Visualization is a multi-tool of the mind with many positive aspects. Learn how you can break bad habits and meditate using these techniques.
by Fionnuala Kavanagh | Jul 12 2018

Using your imagination can take you somewhere a million miles away, but can also help you focus and stay present. Memories, dreams, and emotions power the imagination by creating pictures of what you want to be.

Intentional visualization is a tool to explore your emotional state in a controlled and increasingly focused way. Read on to understand how visualization techniques are used in meditation and in breaking bad habits. You’ll learn how to alter your thought processes, change your behavior, and gain the power to make any moment more calm.

Visualization for relaxation

Shut your eyes, conjure up a calming image in your mind closed off from all the stimuli around you: perhaps a flowing mountain river, rainforest, or being curled up inside the womb. Visualization is used in meditation practice to train your focus and draw your attention away from problematic thoughts and emotions. You don’t need to aim for a completely clear mind to reach a state of calm, you just need to avoid getting caught up in tangles of negativity.

Visualization techniques help you release stressful thought patterns. A classic exercise asks you to imagine your thoughts as leaves falling off a tree and drifting away down a river. The idea being that you are aware of the thoughts flowing by, though not engaging with them. You can also try imagining your thoughts as passengers on a train.

Think of your breathing as the engine. Even if the passengers are noisy, the rumble of the train’s motion is always there to recapture your attention. By focusing on calming images that emphasize the soothing pattern of your breathing, your mind feels less chaotic and you become more relaxed.

If you are starting to try out meditation and want other tried and tested visualization techniques, check out Unplug.

Visualization for breaking bad habits

Around 40% of our actions are determined by habit rather than conscious decisions. Habits influence a range of human experiences.

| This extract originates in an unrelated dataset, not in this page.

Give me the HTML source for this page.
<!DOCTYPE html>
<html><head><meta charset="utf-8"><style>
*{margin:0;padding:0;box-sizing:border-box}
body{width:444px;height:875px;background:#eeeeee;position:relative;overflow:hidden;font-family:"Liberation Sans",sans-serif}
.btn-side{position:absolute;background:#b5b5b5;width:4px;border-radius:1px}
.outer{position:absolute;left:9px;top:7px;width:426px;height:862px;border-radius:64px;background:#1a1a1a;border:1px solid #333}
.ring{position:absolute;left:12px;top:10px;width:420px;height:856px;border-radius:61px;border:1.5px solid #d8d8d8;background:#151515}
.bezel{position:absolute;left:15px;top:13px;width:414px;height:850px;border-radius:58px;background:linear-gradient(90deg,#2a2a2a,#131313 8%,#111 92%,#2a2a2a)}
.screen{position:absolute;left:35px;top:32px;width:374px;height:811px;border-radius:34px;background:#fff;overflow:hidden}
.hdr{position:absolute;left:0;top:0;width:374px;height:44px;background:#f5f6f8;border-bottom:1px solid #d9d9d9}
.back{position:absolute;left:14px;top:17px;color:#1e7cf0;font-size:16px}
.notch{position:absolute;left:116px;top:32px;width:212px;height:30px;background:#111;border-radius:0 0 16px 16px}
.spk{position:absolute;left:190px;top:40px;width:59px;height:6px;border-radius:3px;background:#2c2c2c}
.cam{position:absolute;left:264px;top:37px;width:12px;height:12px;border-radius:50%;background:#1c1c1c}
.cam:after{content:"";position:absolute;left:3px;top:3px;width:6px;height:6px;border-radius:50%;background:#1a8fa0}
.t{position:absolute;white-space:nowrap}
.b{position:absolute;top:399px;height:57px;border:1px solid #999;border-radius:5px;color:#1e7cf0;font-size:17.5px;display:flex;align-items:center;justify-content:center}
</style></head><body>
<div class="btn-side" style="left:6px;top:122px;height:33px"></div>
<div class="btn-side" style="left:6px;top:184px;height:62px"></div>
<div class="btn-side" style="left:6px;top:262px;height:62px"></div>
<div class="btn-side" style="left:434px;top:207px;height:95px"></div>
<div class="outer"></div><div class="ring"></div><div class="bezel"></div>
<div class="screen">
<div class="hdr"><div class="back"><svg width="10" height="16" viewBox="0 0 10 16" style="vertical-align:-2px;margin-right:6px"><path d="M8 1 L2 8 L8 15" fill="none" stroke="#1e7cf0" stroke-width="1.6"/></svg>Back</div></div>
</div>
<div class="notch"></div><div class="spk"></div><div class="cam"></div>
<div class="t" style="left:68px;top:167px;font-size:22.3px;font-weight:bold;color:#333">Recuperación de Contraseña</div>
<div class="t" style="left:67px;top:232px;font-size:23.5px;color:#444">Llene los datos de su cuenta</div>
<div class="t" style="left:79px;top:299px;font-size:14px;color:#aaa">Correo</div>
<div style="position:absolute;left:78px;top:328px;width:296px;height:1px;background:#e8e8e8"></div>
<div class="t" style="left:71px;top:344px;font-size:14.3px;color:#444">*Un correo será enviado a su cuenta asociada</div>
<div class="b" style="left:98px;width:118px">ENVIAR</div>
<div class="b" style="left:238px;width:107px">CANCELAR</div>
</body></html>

For instance, the structure of your daily routine, compulsive behaviors like biting your nails, and even your spending patterns.

Your brain chunks sequences of actions into automated routines, so you work more efficiently and require less energy to ‘run’ so to speak. Such cue-routine-reward loops set you to autopilot mode and putting the brakes on these mechanisms is incredibly difficult.

So how is it possible to kill bad habits? Charles Duhigg advises in The Power of Habit to redirect the craving, instead of resisting it. Attempting to throw away the habit loop completely is tricky, so you need another tactic. Keep the same cues but exchange the earlier behavior for something more constructive.

This is where visualization comes in: it is possible to simulate the routine action with your imagination. For example, when you are craving a cigarette, take a moment to picture the process of smoking, including the smell on your hands, the feel of the head rush, and flicking the butt away.

This imagined sensation, drawn from your memory, is a watered down representation of smoking. It manages to satisfy the craving, at least partially. Visualization also helps you to focus and realize that you don’t really need that cigarette.

Now say you want to cut down on sugary foods. Instead of eating a slice of chocolate cake, imagine the taste and action of eating it. In that moment between cue and routine you may realize that you’re not hungry, so you don’t need to eat. Buddhist monks use this practice to train themselves to eat purely for sustenance.

Habits are not all about cravings creating vices. Willpower is an example of a cornerstone habit which sparks multiple positive effects. The famous “Marshmallow Experiment” conducted by Stanford University in the 1960’s demonstrated how children with stronger willpower went on to be more successful in many aspects of their later life.

Like a muscle, willpower can be trained with repeated practice. Using visualization techniques to resist your vices and realize your virtues is a great way of exercising and strengthening your willpower.

The Power of Habit helps us to understand the psychology behind habitual behavior, and to learn how to shake off bad habits and stick to good ones.

By showing you what you want, and who you want to be, the imagination offers possibilities for your future. Intentional visualization focuses you on your present state and shuts out distractions. This allows your mind to draw from past experiences so you can train your willpower and self-awareness. Through practice, you will gain the skills to calm your mind and focus on living life with greater intention and turning what were merely possibilities into reality.